Assolutamente no! Raccontaci quegli anni….

Tra gli anni ’70 e ’80 Cagliari ha attraversato un momento sportivo magico, con due grandi protagonisti: Riva nel calcio, Sutter nel basket. C’era la Brill, ed io ho iniziato proprio facendo lo scout per la storica società di pallacanestro che aveva raggiunto la massima serie. Siccome i giornali di fuori li chiedevano, ho iniziato a scrivere le cronache delle partite e li inviavo via fax alle varie testate. Erano i tempi delle radio libere e pirata, io avevo iniziato con la Voce Sarda, il primo TG ad andare in onda alle 7 del mattino, poi assorbita da Rete 4. Dal ’77-78 inizio a collaborare con l’Unione Sarda, nel frattempo ho visto cambiare le tecnologie. Avevo la montanelliana Olivetti 22. Ricordo che il pezzo veniva corretto da cinque colleghi, e capitava che i capi servizio ti stracciassero il foglio se l’articolo non fosse di loro gradimento. Quindi bisognava riscriverlo, ripulirlo. Personalmente devo la mia assunzione al titolo mondiale dell’82 del calcio. Pensate che prima l’Unione faceva solamente una pagina al giorno di sport, mentre il sabato due. Nei confronti dello sport non c’era attenzione, ma quel successo ha dato una svolta al giornalismo sportivo. Ho trascorso 40 anni all’Unione Sarda e ho visto cambiare tutto. Negli anni ’90 sono arrivati i primi cellulari, Internet e i social network hanno portato una grande rivoluzione culturale. Adesso chiunque tramite i social può dare notizie, ma non son tutti giornalisti».

Quali sono i colleghi che ricordi con più piacere?

Sicuramente Gianni Brera e Gianni Mura sono stati dei grandi riferimenti. Maria Paola Masala, che è stata la prima giornalista iscritta all’albo dei professionisti della Sardegna, è una cara amica. Ricordiamo anche che nel 1976 era impensabile trovare una giornalista sportiva donna. Vigeva un pregiudizio molto fastidioso, invece sono grato perché la presenza delle donne nel giornalismo ha portato freschezza, pulizia, novità nel linguaggio, e molte hanno la magia del racconto. Devo ammettere che vige ancora un maschilismo strisciante. C’è difficoltà ad abbracciare le diversità.
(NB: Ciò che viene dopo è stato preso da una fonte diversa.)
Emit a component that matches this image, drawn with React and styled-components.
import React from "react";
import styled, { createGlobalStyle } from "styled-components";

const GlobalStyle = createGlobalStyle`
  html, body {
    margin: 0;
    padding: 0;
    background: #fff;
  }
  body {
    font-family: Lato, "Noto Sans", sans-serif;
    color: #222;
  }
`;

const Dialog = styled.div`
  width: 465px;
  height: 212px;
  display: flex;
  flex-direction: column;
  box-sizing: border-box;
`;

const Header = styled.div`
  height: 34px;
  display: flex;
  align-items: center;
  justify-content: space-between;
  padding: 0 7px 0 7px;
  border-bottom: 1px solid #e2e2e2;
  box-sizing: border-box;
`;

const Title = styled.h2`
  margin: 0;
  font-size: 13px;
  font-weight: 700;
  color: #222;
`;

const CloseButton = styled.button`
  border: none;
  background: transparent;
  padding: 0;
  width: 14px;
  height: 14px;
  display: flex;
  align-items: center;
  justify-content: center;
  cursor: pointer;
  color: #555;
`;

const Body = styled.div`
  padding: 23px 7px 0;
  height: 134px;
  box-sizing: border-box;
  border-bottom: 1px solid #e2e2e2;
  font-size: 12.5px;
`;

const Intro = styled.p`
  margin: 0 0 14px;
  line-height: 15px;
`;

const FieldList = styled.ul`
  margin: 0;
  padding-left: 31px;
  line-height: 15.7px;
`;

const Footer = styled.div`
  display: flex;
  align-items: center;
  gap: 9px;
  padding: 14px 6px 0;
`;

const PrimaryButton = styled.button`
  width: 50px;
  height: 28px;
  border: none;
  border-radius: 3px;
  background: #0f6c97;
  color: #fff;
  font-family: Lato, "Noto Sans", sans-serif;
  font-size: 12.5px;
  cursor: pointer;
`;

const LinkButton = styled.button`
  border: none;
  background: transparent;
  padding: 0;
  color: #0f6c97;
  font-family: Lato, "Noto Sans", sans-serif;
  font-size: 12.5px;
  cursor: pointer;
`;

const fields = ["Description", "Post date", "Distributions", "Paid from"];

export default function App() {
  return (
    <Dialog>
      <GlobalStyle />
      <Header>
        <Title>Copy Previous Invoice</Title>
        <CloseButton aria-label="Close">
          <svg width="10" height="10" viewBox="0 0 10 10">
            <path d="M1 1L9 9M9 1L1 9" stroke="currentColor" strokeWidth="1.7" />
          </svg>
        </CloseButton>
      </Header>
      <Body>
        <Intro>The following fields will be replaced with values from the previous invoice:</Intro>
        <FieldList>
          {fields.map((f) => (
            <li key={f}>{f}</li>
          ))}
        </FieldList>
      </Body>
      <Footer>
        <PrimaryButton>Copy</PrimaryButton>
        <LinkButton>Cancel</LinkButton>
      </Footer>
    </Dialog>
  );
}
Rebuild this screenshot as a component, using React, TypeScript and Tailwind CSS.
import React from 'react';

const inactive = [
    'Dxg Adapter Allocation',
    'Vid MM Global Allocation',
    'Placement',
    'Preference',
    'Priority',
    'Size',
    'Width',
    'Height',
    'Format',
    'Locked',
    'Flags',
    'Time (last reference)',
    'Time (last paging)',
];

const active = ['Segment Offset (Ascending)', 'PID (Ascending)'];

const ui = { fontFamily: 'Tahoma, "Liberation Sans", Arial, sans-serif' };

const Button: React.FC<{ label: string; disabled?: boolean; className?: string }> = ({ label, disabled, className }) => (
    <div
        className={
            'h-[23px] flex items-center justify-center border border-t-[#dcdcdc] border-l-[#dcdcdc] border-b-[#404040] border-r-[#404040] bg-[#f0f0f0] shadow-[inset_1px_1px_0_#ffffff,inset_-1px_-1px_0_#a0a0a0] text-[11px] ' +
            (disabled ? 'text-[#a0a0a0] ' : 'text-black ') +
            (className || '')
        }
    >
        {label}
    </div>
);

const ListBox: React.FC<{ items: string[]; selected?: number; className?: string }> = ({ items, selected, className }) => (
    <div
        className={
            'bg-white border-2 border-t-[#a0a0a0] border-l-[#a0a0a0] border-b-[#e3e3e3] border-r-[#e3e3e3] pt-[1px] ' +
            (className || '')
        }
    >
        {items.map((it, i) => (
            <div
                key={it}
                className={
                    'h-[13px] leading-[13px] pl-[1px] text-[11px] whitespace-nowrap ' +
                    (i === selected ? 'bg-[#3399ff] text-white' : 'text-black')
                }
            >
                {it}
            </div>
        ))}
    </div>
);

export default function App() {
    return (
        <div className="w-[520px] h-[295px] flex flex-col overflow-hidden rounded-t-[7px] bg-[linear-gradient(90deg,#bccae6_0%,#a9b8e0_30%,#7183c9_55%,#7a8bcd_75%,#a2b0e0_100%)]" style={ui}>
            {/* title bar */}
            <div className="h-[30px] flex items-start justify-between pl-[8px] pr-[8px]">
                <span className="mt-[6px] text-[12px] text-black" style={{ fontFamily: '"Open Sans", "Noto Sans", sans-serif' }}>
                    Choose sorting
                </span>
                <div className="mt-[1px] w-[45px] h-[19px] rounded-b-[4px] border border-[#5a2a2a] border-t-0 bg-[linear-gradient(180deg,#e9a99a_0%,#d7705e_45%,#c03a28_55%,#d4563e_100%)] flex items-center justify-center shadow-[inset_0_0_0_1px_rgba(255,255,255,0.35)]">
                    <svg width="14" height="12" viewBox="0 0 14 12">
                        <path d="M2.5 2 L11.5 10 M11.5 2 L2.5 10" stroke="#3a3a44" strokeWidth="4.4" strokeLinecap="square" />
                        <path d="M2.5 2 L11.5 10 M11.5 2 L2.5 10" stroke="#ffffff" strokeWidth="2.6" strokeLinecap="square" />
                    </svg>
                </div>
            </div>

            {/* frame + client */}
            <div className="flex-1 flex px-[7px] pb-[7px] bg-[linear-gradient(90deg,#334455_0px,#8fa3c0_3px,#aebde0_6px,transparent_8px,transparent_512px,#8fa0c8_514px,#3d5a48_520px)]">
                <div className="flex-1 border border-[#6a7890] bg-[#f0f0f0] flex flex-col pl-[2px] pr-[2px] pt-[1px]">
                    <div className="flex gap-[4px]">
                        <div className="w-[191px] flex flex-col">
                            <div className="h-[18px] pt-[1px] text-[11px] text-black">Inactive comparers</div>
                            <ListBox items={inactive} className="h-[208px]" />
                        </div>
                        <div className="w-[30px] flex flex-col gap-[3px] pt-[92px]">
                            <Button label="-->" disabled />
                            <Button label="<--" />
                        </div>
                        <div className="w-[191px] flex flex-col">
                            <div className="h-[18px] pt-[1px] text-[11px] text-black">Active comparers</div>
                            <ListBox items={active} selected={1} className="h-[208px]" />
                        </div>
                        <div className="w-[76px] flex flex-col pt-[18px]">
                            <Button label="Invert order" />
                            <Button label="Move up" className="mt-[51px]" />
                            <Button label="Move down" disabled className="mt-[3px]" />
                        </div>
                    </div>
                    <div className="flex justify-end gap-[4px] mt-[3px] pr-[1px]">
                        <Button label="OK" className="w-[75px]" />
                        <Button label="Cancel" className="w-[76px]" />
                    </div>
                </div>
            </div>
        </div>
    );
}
Per esempio, negli anni ’70 le persone con handicap non uscivano di casa. Invece un’altra grande novità sono state le Paralimpiadi, di cui la prima edizione nel 1976.

Com’è cambiato il rapporto tra il giornalista e le società sportive?

Quasi in toto! Soprattutto nel calcio, bisogna passare dietro mille filtri, non c’è spontaneità, non si riesce a instaurare un rapporto. Io mi allenavo col Cagliari calcio! Seguivo la preparazione con loro, ho ancora i lividi da una botta che ho preso in allenamento! Nel basket invece si può ancora consolidare un certo rapporto con lo staff e i giocatori, puoi ancora entrare negli spogliatoi. Inoltre adesso per far un passo in avanti bisogna sapere l’inglese.

Quali sono i consigli che daresti ad aspiranti e giovani giornalisti?

Il mio consiglio sulla scrittura giornalistica è semplicemente questo: scrivere con oggetto, verbo, complemento. Fine. Privilegiate il linguaggio semplice, preferite l’italiano ai termini in inglese. E soprattutto concentratevi sulla prima frase: deve invogliare la lettura. La maggior parte delle persone finisce di leggere un pezzo solo se la prima fase è accattivante.